Well I find the wikipedia page:

https://en.wikipedia.org/wiki/PID_contro...ral_windup fairly understable, but you might not.

A quick explaination is that you have two variables: a control variable and a measured variable. The control variable is the one that you can control and the measured variable is the one you

want to control. For example, pitch can be considered a control variable, in order to change the measured variable altitude. You increase pitch to increase altitude and decrease pitch to decrease altitude, etc. etc.

The core of a PID controller is this equation:

Output = Kp * e(t) + Ki * e(T) + Kd * e'(t)

It's a bit mathy, but breaks down fairly easily: Kp, Ki, and Kd are the tuning values and therefore constant.

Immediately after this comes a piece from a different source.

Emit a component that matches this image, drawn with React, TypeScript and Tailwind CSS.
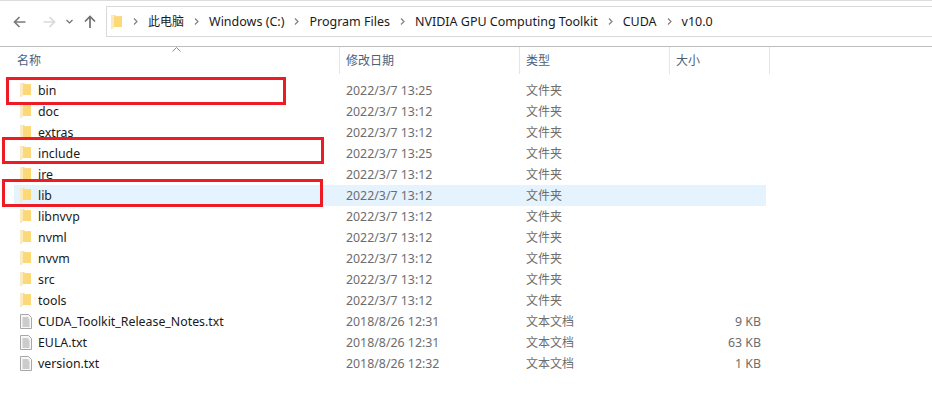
const FONT = "font-['Noto_Sans','Noto_Sans_CJK_SC',sans-serif]";

type Row = {
  name: string;
  date: string;
  kind: "folder" | "file";
  size?: string;
  selected?: boolean;
};

const rows: Row[] = [
  { name: "bin", date: "2022/3/7 13:25", kind: "folder" },
  { name: "doc", date: "2022/3/7 13:12", kind: "folder" },
  { name: "extras", date: "2022/3/7 13:12", kind: "folder" },
  { name: "include", date: "2022/3/7 13:25", kind: "folder" },
  { name: "jre", date: "2022/3/7 13:12", kind: "folder" },
  { name: "lib", date: "2022/3/7 13:12", kind: "folder", selected: true },
  { name: "libnvvp", date: "2022/3/7 13:12", kind: "folder" },
  { name: "nvml", date: "2022/3/7 13:12", kind: "folder" },
  { name: "nvvm", date: "2022/3/7 13:12", kind: "folder" },
  { name: "src", date: "2022/3/7 13:12", kind: "folder" },
  { name: "tools", date: "2022/3/7 13:12", kind: "folder" },
  { name: "CUDA_Toolkit_Release_Notes.txt", date: "2018/8/26 12:31", kind: "file", size: "9 KB" },
  { name: "EULA.txt", date: "2018/8/26 12:31", kind: "file", size: "63 KB" },
  { name: "version.txt", date: "2018/8/26 12:32", kind: "file", size: "1 KB" },
];

const crumbs = ["Windows (C:)", "Program Files", "NVIDIA GPU Computing Toolkit", "CUDA", "v10.0"];

function FolderIcon() {
  return (
    <svg width="11" height="14" viewBox="0 0 11 14" className="shrink-0">
      <path d="M0 0h4l1 1h6v11H3l-2 2H0z" fill="#fcdc8a" />
      <path d="M0 0h3v12l-2 2H0z" fill="#f9eac0" />
      <path d="M3 2h8v10H3z" fill="#fcd878" />
    </svg>
  );
}

function FileIcon() {
  return (
    <svg width="12" height="15" viewBox="0 0 12 15" className="shrink-0">
      <path d="M.5.5h8l3 3v11H.5z" fill="#f7f7f7" stroke="#a8a8a8" />
      <path d="M2.5 4h6M2.5 6h7M2.5 8h7M2.5 10h7M2.5 12h7" stroke="#a0a0a0" />
    </svg>
  );
}

function Chevron() {
  return (
    <svg width="5" height="7" viewBox="0 0 5 7" className="shrink-0">
      <path d="M1 .5l3 3-3 3" fill="none" stroke="#808080" strokeWidth="1.2" />
    </svg>
  );
}

function Arrow({ color, flip }: { color: string; flip?: boolean }) {
  return (
    <svg width="13" height="12" viewBox="0 0 13 12" className={flip ? "rotate-180" : ""}>
      <path d="M12.5 6H1.5M6.5 1l-5 5 5 5" fill="none" stroke={color} strokeWidth="1.7" />
    </svg>
  );
}

function Toolbar() {
  return (
    <div className="flex h-[46px] items-start border-b border-[#bdbdbd] pt-[5px]">
      <div className="flex h-[31px] w-[106px] items-center pl-[13px]">
        <Arrow color="#7b7b7b" />
        <div className="ml-[17px]">
          <Arrow color="#d9d9d9" flip />
        </div>
        <svg width="7" height="5" viewBox="0 0 7 5" className="ml-[10px]">
          <path d="M.5 1l3 3 3-3" fill="none" stroke="#6f6f6f" strokeWidth="1.2" />
        </svg>
        <svg width="12" height="13" viewBox="0 0 12 13" className="ml-[11px]">
          <path d="M6 13V2M1 6.5l5-5 5 5" fill="none" stroke="#6f6f6f" strokeWidth="1.7" />
        </svg>
      </div>
      <div className="flex h-[31px] flex-1 items-center border border-r-0 border-[#d9d9d9] pl-[4px] text-[12.5px] text-[#1a1a1a]">
        <FolderIcon />
        <div className="ml-[11px] mr-[10px]">
          <Chevron />
        </div>
        <span className="text-[12px]">此电脑</span>
        {crumbs.map((c) => (
          <div key={c} className="flex items-center">
            <div className="mx-[10px]">
              <Chevron />
            </div>
            <span className="pt-[2px]">{c}</span>
          </div>
        ))}
      </div>
    </div>
  );
}

function HeaderCell({ label, width, className }: { label: string; width: string; className?: string }) {
  return (
    <div className={`flex h-[27px] items-center border-r border-[#e5e5e5] text-[12px] text-[#4c607a] ${width} ${className ?? ""}`}>
      {label}
    </div>
  );
}

function FileRow({ row }: { row: Row }) {
  return (
    <div className={`flex h-[21px] w-[752px] items-center text-[12.35px] ${row.selected ? "bg-[#e5f3ff]" : ""}`}>
      <div className="flex w-[325px] items-center">
        <div className="ml-[6px] flex w-[18px] justify-start">
          {row.kind === "folder" ? <FolderIcon /> : <FileIcon />}
        </div>
        <span className="pt-[2px] text-[#1a1a1a]">{row.name}</span>
      </div>
      <div className="w-[187px] pl-[7px] pt-[2px] text-[#6d6d6d]">{row.date}</div>
      <div className="w-[143px] text-[12px] text-[#6d6d6d]">{row.kind === "folder" ? "文件夹" : "文本文档"}</div>
      <div className="w-[92px] pt-[2px] text-right text-[#6d6d6d]">{row.size}</div>
    </div>
  );
}

function Marker({ className }: { className: string }) {
  return <div className={`absolute border-[3px] border-[#ed1c24] ${className}`} />;
}

export default function App() {
  return (
    <div className={`relative h-[411px] w-[932px] overflow-hidden border-t border-[#dcdcdc] bg-white ${FONT}`}>
      <Toolbar />
      <div className="relative ml-[1px] flex h-[27px]">
        <svg width="9" height="5" viewBox="0 0 9 5" className="absolute left-[171px] top-0">
          <path d="M.5 4.5l4-4 4 4" fill="none" stroke="#8a8a8a" />
        </svg>
        <HeaderCell label="名称" width="w-[339px]" className="pl-[16px]" />
        <HeaderCell label="修改日期" width="w-[180px]" className="pl-[6px]" />
        <HeaderCell label="类型" width="w-[150px]" className="pl-[6px]" />
        <HeaderCell label="大小" width="w-[100px]" className="pl-[6px]" />
      </div>
      <div className="ml-[14px] mt-[6px]">
        {rows.map((r) => (
          <FileRow key={r.name} row={r} />
        ))}
      </div>
      <Marker className="left-[6px] top-[76px] h-[28px] w-[280px]" />
      <Marker className="left-[2px] top-[136px] h-[27px] w-[322px]" />
      <Marker className="left-[2px] top-[178px] h-[28px] w-[321px]" />
    </div>
  );
}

e(t) is the "error at time t", i.e. now. It's the difference between the measured valued and the target (or setpoint) value.

e(T) is the "integral error", which is just a fancy way of saying it's the accumulated error over time. The most basic implementation for this is to just add the error to an accumulator each time.

e'(t) is the derivate of the error, in this case, just the rate of change. Normally you can just use the difference between the previous error and the current error.

The way it works is that "Kp * e(t)" is the "proportional" term, so you alter your control variable based on how far you are from your target, this can result in oscillation around the target value and/or a failure to settle at the target value at all.

"Ki * e(T)" is the "integral" term, which improves the rate at which the target value is approached and prevents the value from being persistently under or over the target. It's clear how this works if you consider the fact that e(T) accumulates past error. Lets say you have a system that persistently stays under the target value, with an error of 1, after the first tick, the accumulated error is 1, the next tick it's 2, then 3, 4, 5, etc. As the accumulated error increases so does the control value. However, the integral term can increase overshoot and settling time.

"Kd * e'(t)" is the "derivative" term, which accounts for the rate at which the error is changing in order to compensate. This helps avoid overshoot and decreases settling time, at the expense of increasing the time it takes to reach the target value (though not normally by much). This is essentially like braking to a stop in a car. You don't wait until you're at the place you want to stop then slam the brakes on, you start braking ahead of time.

Hopefully that should get you started. They're actually quite easy to implement, at least in a basic form, playing with the values and seeing the effects can be pretty enlightening.